El límite geológico entre los continentes y los océanos corresponde a la separación entre los dos tipos de costras que componen las placas litosféricas: la costra continental espesa (20 km), poco densa, constituida por rocas cristalinas y metamórficas ácidas y de sedimentos, y la costra oceánica, poco espesa (7 km), densa, constituida por rocas básicas y ultrabásicas.
Pero el límite topográfico entre los continentes y los océanos está un poco en retroceso respecto del límite geológico, porque la erosión marina, por una parte, y las variaciones del nivel marino por la otra permitieron el avance de las aguas oceánicas sobre el borde continental y la formación de un plano inclinado bajo el mar, entre la costa y alrededor de 180 m de profundidad, denominado meseta continental o plataforma continental, frecuentemente cubierto de sedimentos recientes.

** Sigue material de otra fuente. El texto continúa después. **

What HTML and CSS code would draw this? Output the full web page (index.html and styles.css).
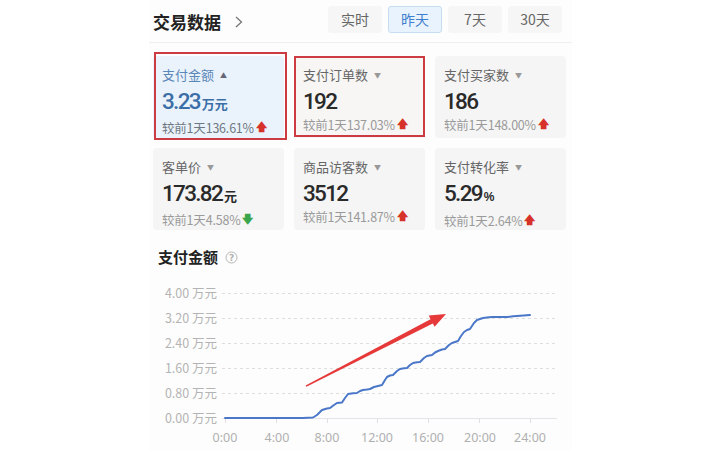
FILE: index.html
```html
<!DOCTYPE html>
<html lang="zh">
<head>
<meta charset="utf-8">
<link rel="stylesheet" href="styles.css">
</head>
<body>
<div class="panel">
  <div class="header">
    <div class="title">交易数据
      <svg class="chev" width="10" height="14" viewBox="0 0 10 14"><polyline points="2,2 7.5,7 2,12" fill="none" stroke="#777" stroke-width="1.3"/></svg>
    </div>
    <div class="tabs">
      <span class="tab">实时</span>
      <span class="tab active">昨天</span>
      <span class="tab">7天</span>
      <span class="tab">30天</span>
    </div>
  </div>

  <div class="grid">
    <div class="card sel">
      <div class="label">支付金额 <span class="caret">▲</span></div>
      <div class="value"><span class="num">3.23</span><span class="unit">万元</span></div>
      <div class="sub">较前1天136.61%<span class="up">🡅</span></div>
      <div class="mark mark1"></div>
    </div>
    <div class="card warm">
      <div class="label">支付订单数 <span class="caret">▼</span></div>
      <div class="value"><span class="num">192</span></div>
      <div class="sub">较前1天137.03%<span class="up">🡅</span></div>
      <div class="mark mark2"></div>
    </div>
    <div class="card">
      <div class="label">支付买家数 <span class="caret">▼</span></div>
      <div class="value"><span class="num">186</span></div>
      <div class="sub">较前1天148.00%<span class="up">🡅</span></div>
    </div>
    <div class="card">
      <div class="label">客单价 <span class="caret">▼</span></div>
      <div class="value"><span class="num">173.82</span><span class="unit">元</span></div>
      <div class="sub">较前1天4.58%<span class="down">🡇</span></div>
    </div>
    <div class="card">
      <div class="label">商品访客数 <span class="caret">▼</span></div>
      <div class="value"><span class="num">3512</span></div>
      <div class="sub">较前1天141.87%<span class="up">🡅</span></div>
    </div>
    <div class="card">
      <div class="label">支付转化率 <span class="caret">▼</span></div>
      <div class="value"><span class="num">5.29</span><span class="unit pct">%</span></div>
      <div class="sub">较前1天2.64%<span class="up">🡅</span></div>
    </div>
  </div>

  <div class="chart-title">支付金额
    <svg class="help" width="13" height="13" viewBox="0 0 13 13"><circle cx="6.5" cy="6.5" r="5.5" fill="none" stroke="#b5b5b5" stroke-width="1"/><text x="6.5" y="9.6" text-anchor="middle" class="qm">?</text></svg>
  </div>

  <svg class="chart" width="423" height="175" viewBox="0 0 423 175">
    <g class="grid-lines" stroke="#dedede" stroke-width="1" stroke-dasharray="3 3">
      <line x1="73" y1="18.5" x2="408" y2="18.5"/>
      <line x1="73" y1="43.5" x2="408" y2="43.5"/>
      <line x1="73" y1="68.5" x2="408" y2="68.5"/>
      <line x1="73" y1="93.5" x2="408" y2="93.5"/>
      <line x1="73" y1="118.5" x2="408" y2="118.5"/>
    </g>
    <line x1="73" y1="143.5" x2="408" y2="143.5" stroke="#e2e4ea" stroke-width="1"/>
    <g stroke="#e0e0e0" stroke-width="1">
      <line x1="76.5" y1="144" x2="76.5" y2="148"/>
      <line x1="127.5" y1="144" x2="127.5" y2="148"/>
      <line x1="178.5" y1="144" x2="178.5" y2="148"/>
      <line x1="228.5" y1="144" x2="228.5" y2="148"/>
      <line x1="279.5" y1="144" x2="279.5" y2="148"/>
      <line x1="330.5" y1="144" x2="330.5" y2="148"/>
      <line x1="381.5" y1="144" x2="381.5" y2="148"/>
    </g>
    <g class="ylab" text-anchor="end">
      <text x="68" y="22.5">4.00 万元</text>
      <text x="68" y="47.5">3.20 万元</text>
      <text x="68" y="72.5">2.40 万元</text>
      <text x="68" y="97.5">1.60 万元</text>
      <text x="68" y="122.5">0.80 万元</text>
      <text x="68" y="147.5">0.00 万元</text>
    </g>
    <g class="xlab" text-anchor="middle">
      <text x="76" y="166.5">0:00</text>
      <text x="128" y="166.5">4:00</text>
      <text x="178" y="166.5">8:00</text>
      <text x="228" y="166.5">12:00</text>
      <text x="279" y="166.5">16:00</text>
      <text x="331" y="166.5">20:00</text>
      <text x="381" y="166.5">24:00</text>
    </g>
    <polyline fill="none" stroke="#4b77c9" stroke-width="2" stroke-linejoin="round" stroke-linecap="round"
      points="76,143 154,143 164,142.5 168,140 173,135 178,133.5 181,133 185,130 188,128 193,127.5 196,123 199,119 204,118.3 208,118 211,116 214,115 218,114.5 221,114 225,112 229,111 233,110 236,105 238,102 241,100.5 244,100 248,96 251,94 255,93.3 258,93 261,90 264,88 268,87.3 271,87 275,83 278,81 283,80 286,77.5 289,76 293,74.5 296,74 300,70 303,68 309,66 312,61 315,57 318,55 321,54 325,48 328,45 334,43 340,42.3 344,42 358,42 364,41.3 368,41 381,40"/>
    <polygon fill="#e6393a" points="156.6,110.4 281.5,44.2 279.8,40.6 297,39 285.6,51.8 283.8,48.4 157.4,111.8"/>
  </svg>
</div>
</body>
</html>
```

FILE: styles.css
```css
* { box-sizing: border-box; }
html, body { margin: 0; padding: 0; }
body {
  background: #ffffff;
  width: 720px;
  height: 450px;
  overflow: hidden;
  font-family: "Noto Sans CJK SC", "Noto Sans", sans-serif;
  color: #222;
}
.panel {
  margin-left: 149px;
  width: 423px;
  height: 450px;
  background: #fdfdfd;
}
.header {
  height: 43px;
  display: flex;
  align-items: center;
  justify-content: space-between;
  padding: 0 10px 0 4px;
  border-bottom: 1px solid #f0f0f0;
}
.title {
  font-size: 17px;
  font-weight: 700;
  color: #222;
  display: flex;
  align-items: center;
  line-height: 22px;
  margin-top: 1px;
}
.chev { margin-left: 13px; }
.tabs {
  display: flex;
  gap: 6px;
  margin-top: -4px;
}
.tab {
  width: 54px;
  height: 27px;
  display: flex;
  align-items: center;
  justify-content: center;
  font-size: 14px;
  color: #666;
  background: #f6f6f6;
  border: 1px solid #f6f6f6;
  border-radius: 3px;
}
.tab.active {
  background: #e9f3fd;
  border-color: #c6dcf1;
  color: #3f7fcf;
}
.grid {
  margin: 13px 0 0 4px;
  display: grid;
  grid-template-columns: 131px 131px 131px;
  grid-auto-rows: 82px;
  gap: 10px;
}
.card {
  position: relative;
  background: #f5f5f5;
  border-radius: 4px;
  padding: 10px 9px 0 9px;
}
.card.warm { background: #f7f6f4; }
.card.sel { background: #eaf3fc; }
.label {
  font-size: 13px;
  line-height: 18px;
  color: #666;
  display: flex;
  align-items: center;
}
.caret {
  font-size: 7px;
  color: #999;
  margin-left: 6px;
  line-height: 18px;
}
.sel .label { color: #5a86b8; }
.sel .caret { color: #667; }
.value {
  margin-top: 4px;
  line-height: 26px;
  color: #2a2a2a;
  display: flex;
  align-items: baseline;
}
.num {
  font-family: "Roboto", "Liberation Sans", sans-serif;
  font-size: 22.5px;
  font-weight: 500;
  letter-spacing: -1.7px;
}
.sel .value { color: #3b6ea6; }
.unit {
  font-family: "Noto Sans CJK SC", sans-serif;
  font-size: 13px;
  font-weight: 700;
  margin-left: 2px;
}
.unit.pct { font-family: "Liberation Sans", sans-serif; font-size: 12px; }
.sub {
  margin-top: 2px;
  font-size: 12.5px;
  line-height: 18px;
  color: #9a9a9a;
  white-space: nowrap;
  display: flex;
  align-items: center;
  letter-spacing: -0.2px;
}
.sel .sub { color: #6f7780; }
.up, .down {
  font-family: "DejaVu Sans", sans-serif;
  font-size: 11px;
  margin-left: 2px;
  font-weight: 700;
}
.up { color: #d6322a; }
.down { color: #3aa54a; }
.mark {
  position: absolute;
  border: 2px solid #cc3a42;
  pointer-events: none;
}
.mark1 { left: 1px; top: -4px; width: 133px; height: 88px; }
.mark2 { left: 0; top: 0; width: 131px; height: 81px; }
.chart-title {
  margin: 16px 0 0 9px;
  font-size: 15px;
  font-weight: 700;
  line-height: 22px;
  color: #222;
  display: flex;
  align-items: center;
}
.help { margin-left: 7px; }
.qm { font-family: "DejaVu Sans", sans-serif; font-size: 9px; fill: #b0b0b0; }
.chart { display: block; margin-top: 7px; }
.ylab text {
  font-family: "Noto Sans CJK SC", sans-serif;
  font-size: 12.5px;
  fill: #b4b4b4;
}
.xlab text {
  font-family: "Noto Sans", sans-serif;
  font-size: 12.5px;
  fill: #b0b0b0;
}
```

Las interferencias entre definiciones geológicas y representaciones vuelven a aparecer cuando es abordada la cuestión del límite marítimo de los continentes. Para el sentido común el continente se termina en la línea de la costa y más allá comienza ya el mar abierto, ya el “territorio del vacío”, mientras que desde el punto de vista geológico las profundidades abisales se sitúan alejándose de la costa con la terminación de la meseta continental. Esta meseta -impropiamente llamada continental puesto que está sumergida bajo el mar- es una superficie en pendiente suave (inferior a 1%). Puede extenderse hasta 500 km de ancho (Argentina) o ser inexistente (costas chilenas). Su relativamente débil profundidad le confiere un interés estratégico y económico, puesto que encierra lo esencial de los recursos pesqueros del planeta.
El límite aparente de la costa está sujeto a variaciones notables en la escala de los tiempos geológicos. Una media docena de variaciones eustáticas se han producido desde el Cretáceo y el aspecto actual de nuestras costas, o del interior próximo, fue profundamente marcado por los últimos cambios del nivel marino ligados a la transgresión flandriana.